++++ Provided material

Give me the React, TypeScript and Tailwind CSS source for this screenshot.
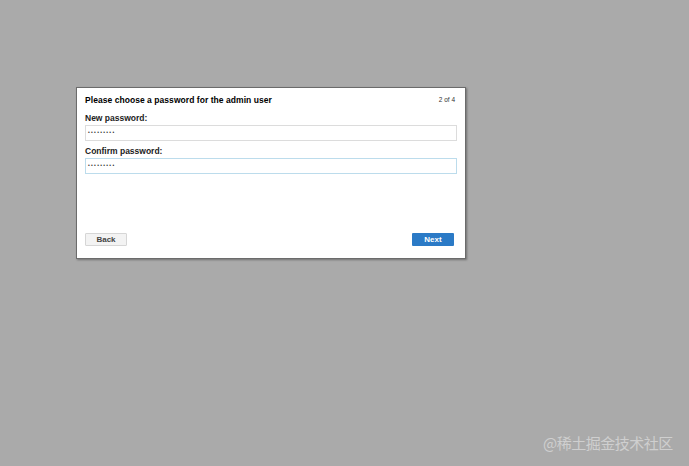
import React from 'react';

export default function App() {
  return (
    <div className="relative w-[689px] h-[466px] bg-[#aaaaaa] font-['Liberation_Sans',Arial,sans-serif] overflow-hidden">
      <div className="absolute left-[76px] top-[87px] w-[390px] h-[172px] bg-white border border-[#6b6b6b] shadow-[1px_1px_2px_rgba(0,0,0,0.35)] flex flex-col px-[8px] pt-[6px] pb-[12px]">
        <div className="flex items-center justify-between h-[12px]">
          <span className="text-[8.5px] font-bold text-black tracking-[0.05px]">Please choose a password for the admin user</span>
          <span className="text-[6.5px] text-[#333] mr-[2px]">2 of 4</span>
        </div>
        <label className="mt-[6px] text-[8.5px] font-bold text-[#222] h-[12px] leading-[12px]">New password:</label>
        <div className="mt-[1px] h-[16px] border border-[#dcdcdc] flex items-center px-[2px] text-[5px] text-[#333] tracking-[1.3px]">
          •••••••••
        </div>
        <label className="mt-[4px] text-[8.5px] font-bold text-[#222] h-[12px] leading-[12px]">Confirm password:</label>
        <div className="mt-[1px] h-[16px] border border-[#bcdcec] flex items-center px-[2px] text-[5px] text-[#333] tracking-[1.3px]">
          •••••••••
        </div>
        <div className="mt-auto flex items-center justify-between pr-[3px]">
          <button className="w-[42px] h-[13px] bg-[#f3f3f3] border border-[#d6d6d6] rounded-[1px] text-[8px] font-bold text-[#444] leading-none">Back</button>
          <button className="w-[42px] h-[13px] bg-[#2b7ac6] rounded-[1px] text-[8px] font-bold text-white leading-none">Next</button>
        </div>
      </div>
      <div className="absolute left-[543px] top-[432px] text-[15px] text-[#cfcfcf] font-['Noto_Sans_CJK_SC',sans-serif] tracking-[-0.5px]">
        @稀土掘金技术社区
      </div>
    </div>
  );
}
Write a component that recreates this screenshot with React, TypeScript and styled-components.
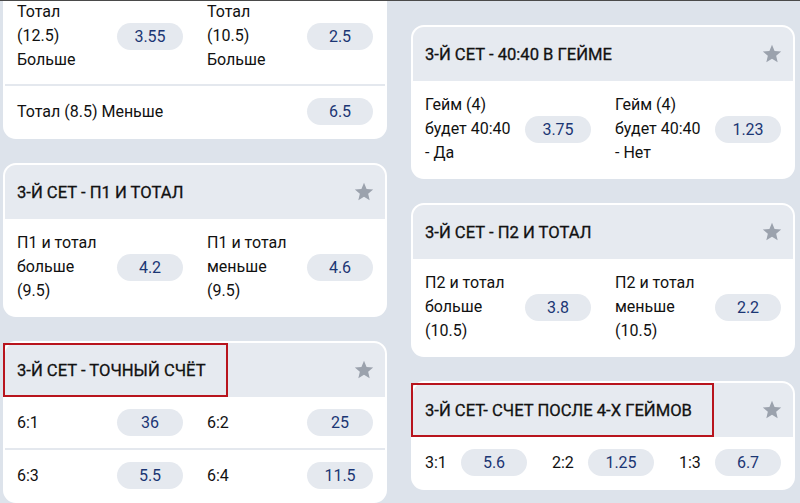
import { createGlobalStyle } from "styled-components";
import styled from "styled-components";
import { MdStar } from "react-icons/md";

interface Outcome {
    label: string,
    odd: string
}

interface Market {
    title?: string,
    marked?: boolean,
    rows: Outcome[][]
}

const GlobalStyle = createGlobalStyle`
    html, body {
        margin: 0;
        padding: 0;
        background: #dde3eb;
        font-family: Roboto, "Noto Sans", "Liberation Sans", sans-serif;
    }
    * {
        box-sizing: border-box;
    }
`

const Page = styled.div`
    width: 800px;
    height: 503px;
    overflow: hidden;
    border-top: 1px solid #4a4a4a;
    display: grid;
    grid-template-columns: 384px 384px;
    column-gap: 24px;
    align-items: start;
    padding-left: 3px;
`

const Column = styled.div<{ $offset: number }>`
    display: flex;
    flex-direction: column;
    gap: 24px;
    margin-top: ${({ $offset }) => $offset}px;
`

const Card = styled.section`
    background: #ffffff;
    border: 2px solid #ffffff;
    border-radius: 13px;
`

const CardHeader = styled.header`
    height: 54px;
    display: flex;
    align-items: center;
    justify-content: space-between;
    padding: 0 10px 0 12px;
    background: #e6eaf0;
    border-radius: 11px 11px 0 0;
`

const Title = styled.h3<{ $marked?: boolean }>`
    margin: 0 0 0 -14px;
    align-self: stretch;
    display: flex;
    align-items: center;
    padding: 1px 22px 0 14px;
    font-size: 16.6px;
    font-weight: 400;
    -webkit-text-stroke: 0.3px #121212;
    color: #121212;
    box-shadow: ${({ $marked }) => ($marked ? "inset 0 0 0 2px #b8141d" : "none")};
`

const Star = styled.span`
    display: flex;
    color: #9ba2ad;
`

const Row = styled.div<{ $cols: number }>`
    display: grid;
    grid-template-columns: repeat(${({ $cols }) => $cols}, 1fr);
    column-gap: ${({ $cols }) => ($cols > 2 ? 25 : 24)}px;
    padding: 12px;
    & + & {
        border-top: 2px solid #e4e8ee;
    }
`

const Option = styled.div`
    display: flex;
    align-items: center;
    justify-content: space-between;
    gap: 8px;
`

const Label = styled.span`
    font-size: 16px;
    line-height: 24px;
    color: #111111;
    white-space: pre-line;
`

const Odd = styled.button`
    flex: 0 0 66px;
    height: 27px;
    border: none;
    border-radius: 14px;
    background: #e5e9ef;
    color: #1b3674;
    font-family: inherit;
    font-size: 16px;
    padding: 0;
    cursor: pointer;
`

const leftMarkets: Market[] = [
    {
        rows: [
            [
                { label: "Тотал\n(12.5)\nБольше", odd: "3.55" },
                { label: "Тотал\n(10.5)\nБольше", odd: "2.5" }
            ],
            [{ label: "Тотал (8.5) Меньше", odd: "6.5" }]
        ]
    },
    {
        title: "3-Й СЕТ - П1 И ТОТАЛ",
        rows: [[
            { label: "П1 и тотал\nбольше\n(9.5)", odd: "4.2" },
            { label: "П1 и тотал\nменьше\n(9.5)", odd: "4.6" }
        ]]
    },
    {
        title: "3-Й СЕТ - ТОЧНЫЙ СЧЁТ",
        marked: true,
        rows: [
            [{ label: "6:1", odd: "36" }, { label: "6:2", odd: "25" }],
            [{ label: "6:3", odd: "5.5" }, { label: "6:4", odd: "11.5" }]
        ]
    }
];

const rightMarkets: Market[] = [
    {
        title: "3-Й СЕТ - 40:40 В ГЕЙМЕ",
        rows: [[
            { label: "Гейм (4)\nбудет 40:40\n- Да", odd: "3.75" },
            { label: "Гейм (4)\nбудет 40:40\n- Нет", odd: "1.23" }
        ]]
    },
    {
        title: "3-Й СЕТ - П2 И ТОТАЛ",
        rows: [[
            { label: "П2 и тотал\nбольше\n(10.5)", odd: "3.8" },
            { label: "П2 и тотал\nменьше\n(10.5)", odd: "2.2" }
        ]]
    },
    {
        title: "3-Й СЕТ- СЧЕТ ПОСЛЕ 4-Х ГЕЙМОВ",
        marked: true,
        rows: [[
            { label: "3:1", odd: "5.6" },
            { label: "2:2", odd: "1.25" },
            { label: "1:3", odd: "6.7" }
        ]]
    }
];

const MarketCard = ({ title, marked, rows }: Market) => (
    <Card>
        {title && (
            <CardHeader>
                <Title $marked={marked}>{title}</Title>
                <Star><MdStar size={22} /></Star>
            </CardHeader>
        )}
        {rows.map((row, i) => (
            <Row key={i} $cols={row.length}>
                {row.map((o) => (
                    <Option key={o.label}>
                        <Label>{o.label}</Label>
                        <Odd>{o.odd}</Odd>
                    </Option>
                ))}
            </Row>
        ))}
    </Card>
);

const App = () => {
    return (
        <>
            <GlobalStyle />
            <Page>
                <Column $offset={-15}>
                    {leftMarkets.map((m, i) => <MarketCard key={i} {...m} />)}
                </Column>
                <Column $offset={24}>
                    {rightMarkets.map((m, i) => <MarketCard key={i} {...m} />)}
                </Column>
            </Page>
        </>
    );
};

export default App;
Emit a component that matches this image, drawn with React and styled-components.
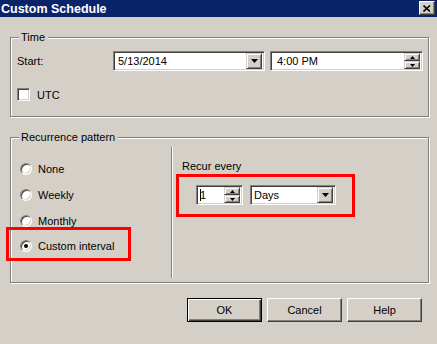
import React from 'react'
import styled, { createGlobalStyle } from 'styled-components'

const Global = createGlobalStyle`
  html, body { margin: 0; padding: 0; background: #d4d0c8; }
  * { box-sizing: border-box; }
`

const Dialog = styled.div`
  width: 437px;
  height: 344px;
  background: #d4d0c8;
  font-family: "Liberation Sans", Arial, sans-serif;
  font-size: 11px;
  color: #000;
  overflow: hidden;
`

const TitleBar = styled.div`
  height: 17px;
  background: #0a246a;
  display: flex;
  align-items: center;
  justify-content: space-between;
  padding: 0 2px 0 1px;
`

const Title = styled.span`
  color: #fff;
  font-family: "Liberation Sans", Arial, sans-serif;
  font-weight: bold;
  font-size: 12.5px;
`

const CloseBtn = styled.div`
  width: 16px;
  height: 14px;
  margin-top: -1px;
  background: #d4d0c8;
  border: 1px solid;
  border-color: #fff #404040 #404040 #fff;
  box-shadow: inset -1px -1px 0 #808080;
  display: flex;
  align-items: center;
  justify-content: center;
`

const Content = styled.div`
  padding: 20px 8px 0 10px;
`

const Group = styled.div`
  position: relative;
  border: 1px solid #808080;
  box-shadow: inset 1px 1px 0 #fff, 1px 1px 0 #fff;
  margin-top: ${p => p.$top || 0}px;
`

const Legend = styled.span`
  position: absolute;
  top: -7px;
  left: 8px;
  padding: 0 3px 0 2px;
  background: #d4d0c8;
  line-height: 13px;
`

const TimeBody = styled.div`
  padding: 13px 5px 15px 6px;
`

const Row = styled.div`
  display: flex;
  align-items: center;
  margin-top: ${p => p.$top || 0}px;
`

const FieldLabel = styled.span`
  width: 96px;
`

const Field = styled.div`
  width: ${p => p.$w}px;
  height: 20px;
  margin-left: ${p => p.$ml || 0}px;
  background: #fff;
  border: 1px solid;
  border-color: #808080 #fff #fff #808080;
  box-shadow: inset 1px 1px 0 #404040, inset -1px -1px 0 #d4d0c8;
  display: flex;
  align-items: center;
  justify-content: space-between;
  padding: 0 2px 0 ${p => p.$pl || 4}px;
`

const DropBtn = styled.div`
  width: 16px;
  height: 16px;
  background: #d4d0c8;
  border: 1px solid;
  border-color: #d4d0c8 #404040 #404040 #d4d0c8;
  box-shadow: inset 1px 1px 0 #fff, inset -1px -1px 0 #808080;
  display: flex;
  align-items: center;
  justify-content: center;
`

const Spin = styled.div`
  display: flex;
  flex-direction: column;
`

const SpinBtn = styled.div`
  width: 16px;
  height: 8px;
  background: #d4d0c8;
  border: 1px solid;
  border-color: #d4d0c8 #404040 #404040 #d4d0c8;
  box-shadow: inset 1px 1px 0 #fff, inset -1px -1px 0 #808080;
  display: flex;
  align-items: center;
  justify-content: center;
`

const Caret = styled.span`
  display: inline-block;
  width: 1px;
  height: 12px;
  background: #000;
  margin-right: -1px;
`

const Check = styled.span`
  width: 13px;
  height: 13px;
  background: #fff;
  border: 1px solid;
  border-color: #808080 #fff #fff #808080;
  box-shadow: inset 1px 1px 0 #404040, inset -1px -1px 0 #d4d0c8;
  margin-right: 7px;
`

const RecurBody = styled.div`
  display: flex;
  height: 144px;
`

const LeftPane = styled.div`
  width: 160px;
  padding: 18px 0 0 9px;
`

const RadioRow = styled.div`
  height: 26px;
  display: flex;
  align-items: center;
`

const Radio = styled.span`
  width: 12px;
  height: 12px;
  border-radius: 50%;
  background: #fff;
  border: 1px solid;
  border-color: #808080 #fff #fff #808080;
  box-shadow: inset 1px 1px 0 #404040, inset -1px -1px 0 #d4d0c8;
  margin-right: 6px;
  display: flex;
  align-items: center;
  justify-content: center;
  &::after {
    content: '';
    width: 4px;
    height: 4px;
    border-radius: 50%;
    background: ${p => (p.$on ? '#000' : 'transparent')};
  }
`

const Highlight = styled.div`
  border: 3px solid #ff0000;
  display: flex;
  align-items: center;
`

const RadioMark = styled(Highlight)`
  width: 125px;
  height: 34px;
  margin: -7px 0 0 -14px;
  padding: 4px 0 0 11px;
`

const Divider = styled.div`
  width: 1px;
  margin: 9px 0 4px;
  background: #808080;
  box-shadow: 1px 0 0 #fff;
`

const RightPane = styled.div`
  padding: 22px 0 0 10px;
  display: flex;
  flex-direction: column;
  align-items: flex-start;
`

const RecurMark = styled(Highlight)`
  margin: 2px 0 0 -6px;
  padding: 8px 16px 9px 17px;
  gap: 7px;
`

const Buttons = styled.div`
  display: flex;
  justify-content: flex-end;
  gap: 5px;
  margin-top: 15px;
  padding-right: 7px;
`

const Button = styled.div`
  width: 75px;
  height: 24px;
  display: flex;
  align-items: center;
  justify-content: center;
  background: #d4d0c8;
  border: 1px solid;
  border-color: ${p => (p.$default ? '#000' : '#fff #404040 #404040 #fff')};
  box-shadow: ${p =>
    p.$default
      ? 'inset 1px 1px 0 #fff, inset -1px -1px 0 #404040, inset -2px -2px 0 #808080'
      : 'inset -1px -1px 0 #808080'};
`

const Arrow = ({ up }) => (
  <svg width="7" height="4" viewBox="0 0 7 4">
    <path d={up ? 'M3.5 0 L7 4 L0 4 Z' : 'M0 0 L7 0 L3.5 4 Z'} fill="#000" />
  </svg>
)

const Tiny = ({ up }) => (
  <svg width="5" height="3" viewBox="0 0 5 3">
    <path d={up ? 'M2.5 0 L5 3 L0 3 Z' : 'M0 0 L5 0 L2.5 3 Z'} fill="#000" />
  </svg>
)

const Spinner = () => (
  <Spin>
    <SpinBtn><Tiny up /></SpinBtn>
    <SpinBtn><Tiny /></SpinBtn>
  </Spin>
)

const App = () => {
  const patterns = ['None', 'Weekly', 'Monthly']
  return (
    <Dialog>
      <Global />
      <TitleBar>
        <Title>Custom Schedule</Title>
        <CloseBtn>
          <svg width="8" height="7" viewBox="0 0 8 7">
            <path d="M0.5 0.5 L7 6.5 M7 0.5 L0.5 6.5" stroke="#000" strokeWidth="1.6" />
          </svg>
        </CloseBtn>
      </TitleBar>
      <Content>
        <Group>
          <Legend>Time</Legend>
          <TimeBody>
            <Row>
              <FieldLabel>Start:</FieldLabel>
              <Field $w={152}>
                <span>5/13/2014</span>
                <DropBtn><Arrow /></DropBtn>
              </Field>
              <Field $w={153} $ml={5} $pl={6}>
                <span>4:00 PM</span>
                <Spinner />
              </Field>
            </Row>
            <Row $top={17}>
              <Check />
              <span>UTC</span>
            </Row>
          </TimeBody>
        </Group>

        <Group $top={20}>
          <Legend>Recurrence pattern</Legend>
          <RecurBody>
            <LeftPane>
              {patterns.map(p => (
                <RadioRow key={p}>
                  <Radio />
                  <span>{p}</span>
                </RadioRow>
              ))}
              <RadioMark>
                <Radio $on />
                <span>Custom interval</span>
              </RadioMark>
            </LeftPane>
            <Divider />
            <RightPane>
              <span>Recur every</span>
              <RecurMark>
                <Field $w={47} $pl={3}>
                  <Caret />
                  <span style={{ flex: 1 }}>1</span>
                  <Spinner />
                </Field>
                <Field $w={86} $pl={3}>
                  <span>Days</span>
                  <DropBtn><Arrow /></DropBtn>
                </Field>
              </RecurMark>
            </RightPane>
          </RecurBody>
        </Group>

        <Buttons>
          <Button $default>OK</Button>
          <Button>Cancel</Button>
          <Button>Help</Button>
        </Buttons>
      </Content>
    </Dialog>
  )
}

export default App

++++++++

> Task directions
Please reproduce the listing exactly from its opening line through the line that contains "import React from 'react';", both included, with all pictures omitted.

> Exercise result
Give me the React, TypeScript and Tailwind CSS source for this screenshot.
import React from 'react';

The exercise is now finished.